The point is it does behave differently if you use one or more columns. This is clearly down to the fact Renoise must be sending a Note Off directly before an Note Event in the same column (I assume looking back to send it on the correct Note value.) With internal samples you can choose whether it does this or not.
Is there any reason somebody shouldn’t be able to record a live drum pattern, which will obviously all go in one column as long as only one hit is activated at a time, and not have each drum sample play to the end? Doesn’t matter if we’re talking a drum machine like a SR16, an MPC type machine or the V-Drums used by the original poster you are still talking about samples, many of which are less than half a second, longest probably no longer than 2-3 seconds. Why should Renoise not be able to handle all these in the same column like it does its internal samples. A Note On is only followed by a Note Off or a Change! There is not a This Note Is Still Active sent every polling opportunity!
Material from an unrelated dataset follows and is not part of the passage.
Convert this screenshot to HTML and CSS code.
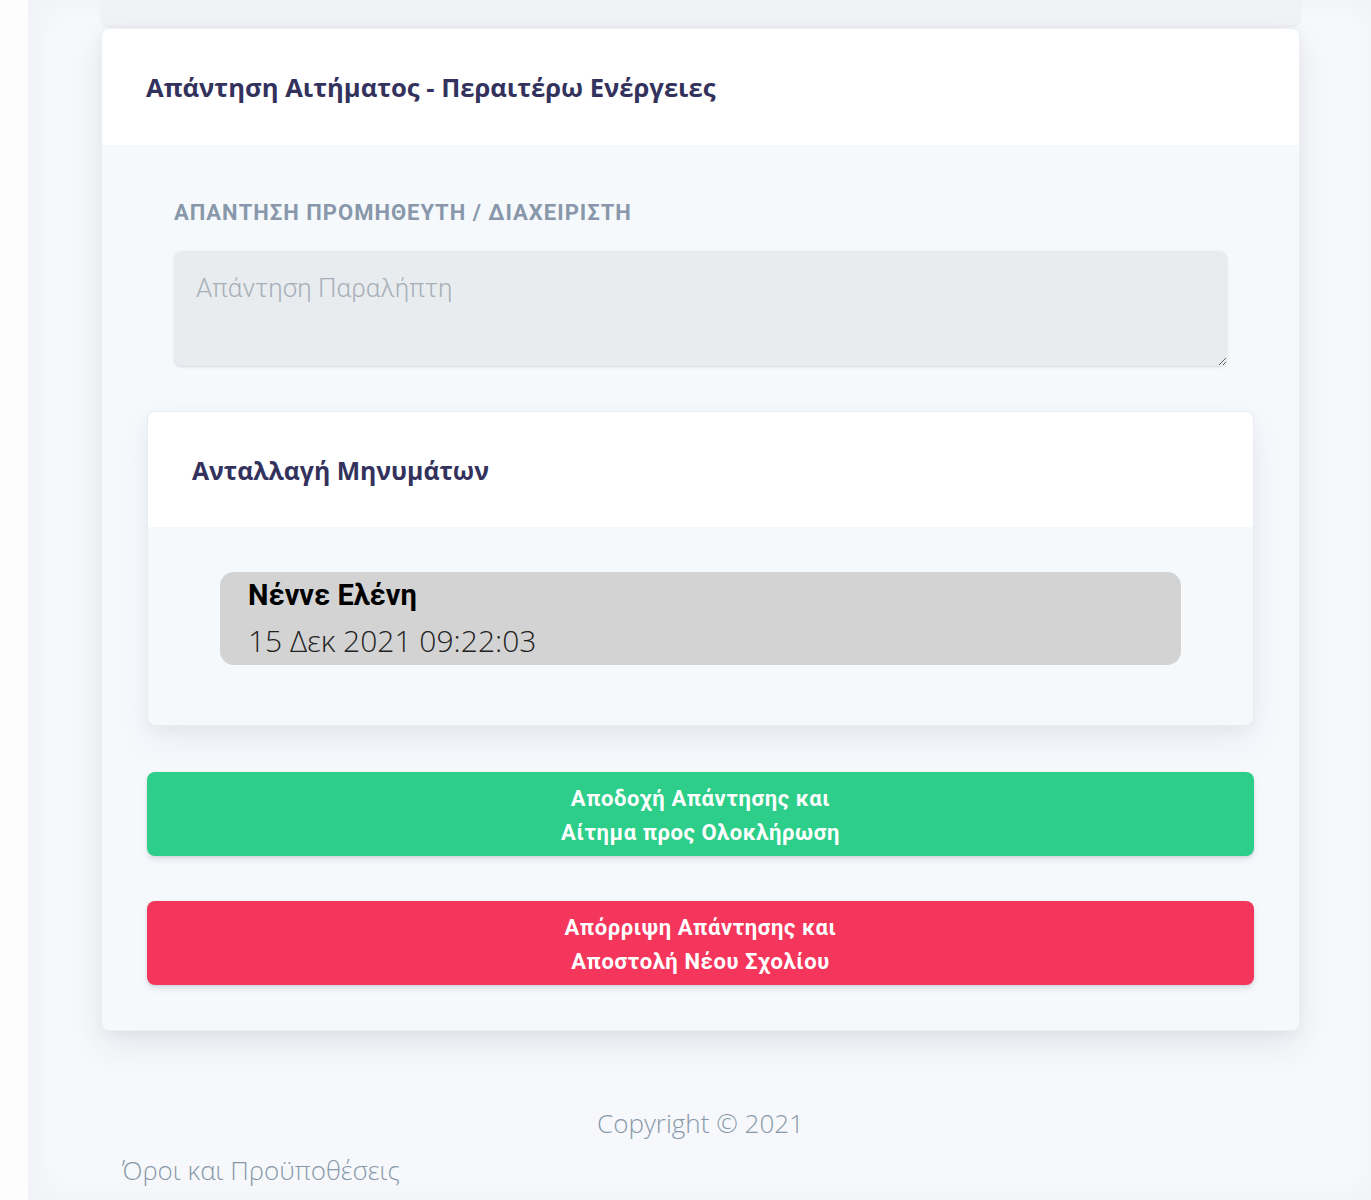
FILE: index.html
```html
<!DOCTYPE html>
<html lang="el">
<head>
<meta charset="utf-8">
<title>Απάντηση Αιτήματος</title>
<link rel="stylesheet" href="styles.css">
</head>
<body>
<div class="layout">
  <aside class="sidebar"></aside>
  <main class="main">
    <div class="content">
      <div class="prev-card"></div>
      <section class="card">
        <header class="card-header">
          <h3 class="card-title">Απάντηση Αιτήματος - Περαιτέρω Ενέργειες</h3>
        </header>
        <div class="card-body">
          <div class="form-group">
            <label class="form-label">Απάντηση Προμηθευτή / Διαχειριστή</label>
            <textarea class="form-control" placeholder="Απάντηση Παραλήπτη" disabled></textarea>
          </div>
          <section class="card inner-card">
            <header class="card-header inner-header">
              <h3 class="card-title inner-title">Ανταλλαγή Μηνυμάτων</h3>
            </header>
            <div class="inner-body">
              <div class="bubble">
                <div class="bubble-name">Νέννε Ελένη</div>
                <div class="bubble-date">15 Δεκ 2021 09:22:03</div>
              </div>
            </div>
          </section>
          <button class="btn btn-success">Αποδοχή Απάντησης και<br>Αίτημα προς Ολοκλήρωση</button>
          <button class="btn btn-danger">Απόρριψη Απάντησης και<br>Αποστολή Νέου Σχολίου</button>
        </div>
      </section>
      <footer class="footer">
        <div class="copyright">Copyright © 2021</div>
        <a class="terms" href="#">Όροι και Προϋποθέσεις</a>
      </footer>
    </div>
  </main>
</div>
</body>
</html>
```

FILE: styles.css
```css
* { box-sizing: border-box; }
html, body { margin: 0; padding: 0; }
body {
  font-family: "Open Sans", "Noto Sans", sans-serif;
  background: #ffffff;
  height: 1200px;
  overflow: hidden;
}
.layout { display: flex; min-height: 1200px; }
.sidebar {
  width: 28px;
  flex: 0 0 28px;
  background: #fdfdfe;
}
.main {
  flex: 1;
  background: #f6f8fb;
  box-shadow: inset 6px 0 30px rgba(50, 50, 93, 0.04);
  padding: 0 71px 0 73px;
}
.content { display: flex; flex-direction: column; }
.prev-card {
  height: 26px;
  background: #f0f2f6;
  border-radius: 0 0 8px 8px;
  box-shadow: 0 1px 2px rgba(0, 0, 0, 0.08);
}
.card {
  margin-top: 2px;
  background: #f6f9fc;
  border-radius: 8px;
  border: 1px solid rgba(0, 0, 0, 0.04);
  box-shadow: 0 15px 35px rgba(50, 50, 93, 0.08), 0 5px 15px rgba(0, 0, 0, 0.04);
  overflow: hidden;
}
.card-header {
  background: #ffffff;
  height: 116px;
  padding: 0 44px;
  display: flex;
  align-items: center;
}
.card-title {
  margin: 0;
  font-family: "Open Sans", sans-serif;
  font-weight: 700;
  font-size: 25.6px;
  color: #32325d;
  padding-top: 1px;
}
.card-body { padding: 45px 45px 45px; display: flex; flex-direction: column; }
.form-group { padding: 10px 27px 0; margin-bottom: 45px; display: flex; flex-direction: column; }
.form-label {
  font-family: Roboto, sans-serif;
  font-weight: 700;
  font-size: 22px;
  line-height: 26px;
  letter-spacing: 1px;
  text-transform: uppercase;
  color: #8898aa;
  margin-bottom: 25px;
}
.form-control {
  height: 115px;
  width: 100%;
  resize: vertical;
  border: 0;
  border-radius: 8px;
  background: #e9ecef;
  padding: 22px 22px;
  font-family: Roboto, sans-serif;
  font-size: 26px;
  font-weight: 300;
  color: #8898aa;
  box-shadow: 0 1px 3px rgba(50, 50, 93, 0.15), 0 1px 0 rgba(0, 0, 0, 0.02);
}
.form-control::placeholder { color: #a7b0b9; }
.inner-card {
  margin-top: 0;
  margin-bottom: 46px;
  border: 1px solid rgba(0, 0, 0, 0.05);
  box-shadow: 0 15px 35px rgba(50, 50, 93, 0.07), 0 5px 15px rgba(0, 0, 0, 0.03);
}
.inner-header { height: 115px; padding: 0 44px; }
.inner-title { font-size: 24.8px; }
.inner-body { padding: 45px 72px 60px; }
.bubble {
  background: #d3d3d3;
  border-radius: 14px;
  padding: 5px 28px 1px;
}
.bubble-name {
  font-family: Roboto, sans-serif;
  font-weight: 700;
  font-size: 29px;
  line-height: 36px;
  color: #000000;
}
.bubble-date {
  font-family: "Open Sans", sans-serif;
  font-weight: 300;
  font-size: 30px;
  line-height: 46px;
  margin-top: 5px;
  color: #222222;
}
.btn {
  display: block;
  width: 100%;
  height: 84px;
  border: 0;
  border-radius: 8px;
  padding: 4px 0 0;
  font-family: Roboto, sans-serif;
  font-weight: 700;
  font-size: 22px;
  line-height: 34px;
  letter-spacing: 0.6px;
  color: #ffffff;
  box-shadow: 0 4px 6px rgba(50, 50, 93, 0.11), 0 1px 3px rgba(0, 0, 0, 0.08);
  cursor: pointer;
}
.btn-success { background: #2dce89; margin-bottom: 45px; }
.btn-danger { background: #f5365c; }
.footer {
  display: flex;
  flex-direction: column;
  padding: 71px 0 0 0;
}
.copyright {
  text-align: center;
  font-family: "Open Sans", sans-serif;
  font-weight: 300;
  font-size: 26px;
  line-height: 42px;
  color: #8898aa;
}
.terms {
  font-family: "Open Sans", sans-serif;
  font-weight: 300;
  font-size: 26px;
  line-height: 42px;
  color: #8898aa;
  text-decoration: none;
  margin: 5px 0 0 21px;
}
```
As we are talking short drum samples there is little need to send Note Offs a lot of the time and overlapping within the same column would make live recording from MIDI devices so much less of a pain!
Or maybe some kind of Drum Recording Mode, where you can create a Track of a certain amount of Columns and Renoise would advance on to the Right with each Note entered, thus reducing amount of Notes erroneously cut short?.. If people really don’t like the idea of the user being able to control Note Off generation being in the hands of the user.